First, a rant about people with no stake in D.C. schools braying about Chancellor Michelle Rhee’s radical crusade for change.
Monday morning my wife goes to the dentist in Bethesda, and while she’s unable to talk back because of metal devices in her mouth, the hygienist says Rhee “must be fired” because she’s proposed paying middle school students to toe the line.
Hygienist lives in Maryland, has no kids in school.
As Lewis Black might yell: “Shaddapp!”
Professional complainers like Gary Imhoff at DC Wire serve up predictably sour reviews of every move Rhee makes. Not one word about pleased parents and happy students in spiffed up schools, because Imhoff — like many habitual whiners — probably has never set foot inside a school building.
Having gotten that off my chest, I can weigh in with my critique of the monetary culture Rhee has injected into the school system. Make no mistake, in Rhee’s new world of public education, money is the mother’s milk of success, as she defines it.
Case in point was last Friday’s gathering of the system’s 5,000 teachers at the D.C. Convention Center.
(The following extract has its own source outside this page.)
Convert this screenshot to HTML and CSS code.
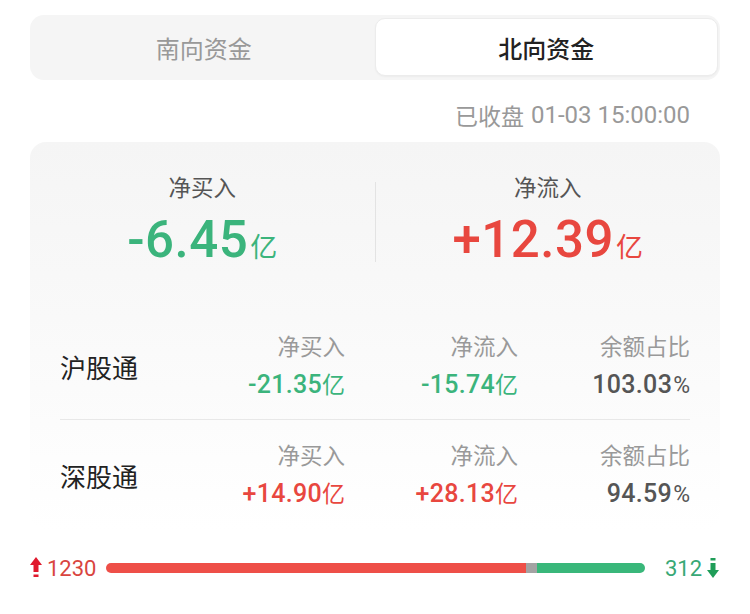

Starting at 9 a.m., when Mayor Adrian Fenty welcomed the teachers (and did not get booed), the session was part game show, part religious tent revival, part motivational seminar.
The sleepy teachers were asked to close their eyes and conjure up and chant the name of last year’s special student.
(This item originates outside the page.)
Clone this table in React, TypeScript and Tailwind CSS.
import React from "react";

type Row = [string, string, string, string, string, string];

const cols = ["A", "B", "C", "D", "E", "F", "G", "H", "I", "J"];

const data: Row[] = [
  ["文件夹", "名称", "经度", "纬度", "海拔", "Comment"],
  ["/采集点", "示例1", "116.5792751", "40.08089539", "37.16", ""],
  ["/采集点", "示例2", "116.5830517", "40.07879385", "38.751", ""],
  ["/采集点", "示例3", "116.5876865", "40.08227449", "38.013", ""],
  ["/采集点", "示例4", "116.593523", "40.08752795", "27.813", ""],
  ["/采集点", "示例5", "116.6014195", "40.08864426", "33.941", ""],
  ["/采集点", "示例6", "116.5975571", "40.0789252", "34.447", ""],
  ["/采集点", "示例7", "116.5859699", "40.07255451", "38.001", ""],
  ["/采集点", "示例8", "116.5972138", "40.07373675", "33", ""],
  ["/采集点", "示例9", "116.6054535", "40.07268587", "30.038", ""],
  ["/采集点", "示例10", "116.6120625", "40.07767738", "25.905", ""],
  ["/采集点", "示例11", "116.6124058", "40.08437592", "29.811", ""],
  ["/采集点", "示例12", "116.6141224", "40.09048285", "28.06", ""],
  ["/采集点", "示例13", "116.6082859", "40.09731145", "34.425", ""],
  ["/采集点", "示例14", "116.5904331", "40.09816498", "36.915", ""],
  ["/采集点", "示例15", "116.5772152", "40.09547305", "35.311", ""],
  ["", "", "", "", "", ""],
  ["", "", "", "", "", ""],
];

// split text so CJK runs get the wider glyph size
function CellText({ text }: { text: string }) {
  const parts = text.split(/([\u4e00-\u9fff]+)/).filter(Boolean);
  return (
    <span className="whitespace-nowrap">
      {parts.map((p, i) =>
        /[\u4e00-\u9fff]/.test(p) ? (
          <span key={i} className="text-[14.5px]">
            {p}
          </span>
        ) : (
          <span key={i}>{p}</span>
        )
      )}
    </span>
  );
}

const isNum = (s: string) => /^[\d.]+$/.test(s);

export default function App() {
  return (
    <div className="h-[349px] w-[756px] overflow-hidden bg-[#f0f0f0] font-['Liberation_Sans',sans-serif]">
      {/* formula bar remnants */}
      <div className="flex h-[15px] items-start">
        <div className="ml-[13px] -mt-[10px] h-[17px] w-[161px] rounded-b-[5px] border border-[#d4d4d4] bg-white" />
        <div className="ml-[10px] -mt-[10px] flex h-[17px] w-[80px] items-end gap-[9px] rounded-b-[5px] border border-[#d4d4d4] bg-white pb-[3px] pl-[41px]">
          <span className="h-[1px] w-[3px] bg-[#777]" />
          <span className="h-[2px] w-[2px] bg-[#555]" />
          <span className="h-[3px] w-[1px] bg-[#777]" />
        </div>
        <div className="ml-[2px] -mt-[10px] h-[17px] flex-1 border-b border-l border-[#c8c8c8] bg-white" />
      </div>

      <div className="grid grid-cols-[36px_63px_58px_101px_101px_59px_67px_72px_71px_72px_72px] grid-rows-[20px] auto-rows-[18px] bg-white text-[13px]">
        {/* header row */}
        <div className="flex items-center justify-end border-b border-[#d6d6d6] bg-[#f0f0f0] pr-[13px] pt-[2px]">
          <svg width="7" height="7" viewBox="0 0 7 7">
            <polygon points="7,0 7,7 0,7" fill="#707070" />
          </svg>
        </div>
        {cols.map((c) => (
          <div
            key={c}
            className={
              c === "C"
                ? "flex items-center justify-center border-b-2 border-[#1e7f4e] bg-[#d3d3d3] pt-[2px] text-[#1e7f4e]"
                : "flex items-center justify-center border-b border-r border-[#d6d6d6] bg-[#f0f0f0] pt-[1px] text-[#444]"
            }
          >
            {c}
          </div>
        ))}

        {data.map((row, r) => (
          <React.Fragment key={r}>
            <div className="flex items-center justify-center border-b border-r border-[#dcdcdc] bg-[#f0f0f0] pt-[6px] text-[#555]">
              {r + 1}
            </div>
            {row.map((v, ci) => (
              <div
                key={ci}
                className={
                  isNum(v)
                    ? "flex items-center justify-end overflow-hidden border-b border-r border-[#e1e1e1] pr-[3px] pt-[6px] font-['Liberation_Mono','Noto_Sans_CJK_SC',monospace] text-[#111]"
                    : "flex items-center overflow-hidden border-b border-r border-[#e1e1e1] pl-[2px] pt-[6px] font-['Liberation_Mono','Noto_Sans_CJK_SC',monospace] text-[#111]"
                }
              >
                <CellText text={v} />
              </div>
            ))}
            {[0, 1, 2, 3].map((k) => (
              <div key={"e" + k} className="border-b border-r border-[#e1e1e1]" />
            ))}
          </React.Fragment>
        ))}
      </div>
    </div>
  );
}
The huge hall turned into a game show when Rhee announced schools that had won bonuses for raising reading and math scores at least 20 percentage points. Rhee bestowed huge cardboard checks to the six winning schools: Alton, Raymond and Thomas Elementary; Mammie D. Lee School; Sharpe Health; and Winston Education Center. Real checks went to principals ($10,000), teachers ($8,000) and support staff.
Keys to a new Hyundai went to Larry Trower, a teacher at Taft Special Education Center, which almost won the big money. Council Chair Vince Gray fished Trower’s name out of a box. Whoopppeee!
Then Rhee, preaching from the podium and three huge video screens, said: “We can prove it doesn’t matter what the color of your skin is or what your home life is — every single child can achieve.” No boos for the woman who had closed 23 schools, fired staff and is proposing a contract that threatens seniority — and promises huge raises.
“You have to trust me,” she said. “I know that trust doesn’t come overnight. I have to earn that trust.”
But should students earn dough just to learn? A few days later Rhee rolled out her partnership with Harvard University to pay students in 14 middle schools as much as $200 a month to show up, behave and work hard. For this she has been roundly spanked in the press — and in dentists’ offices.
Bad idea, to folks like me who think public school is a privilege. But with a tweak, it could be a winner. Simply deposit the dough in a college fund, and the whiners might eat their words.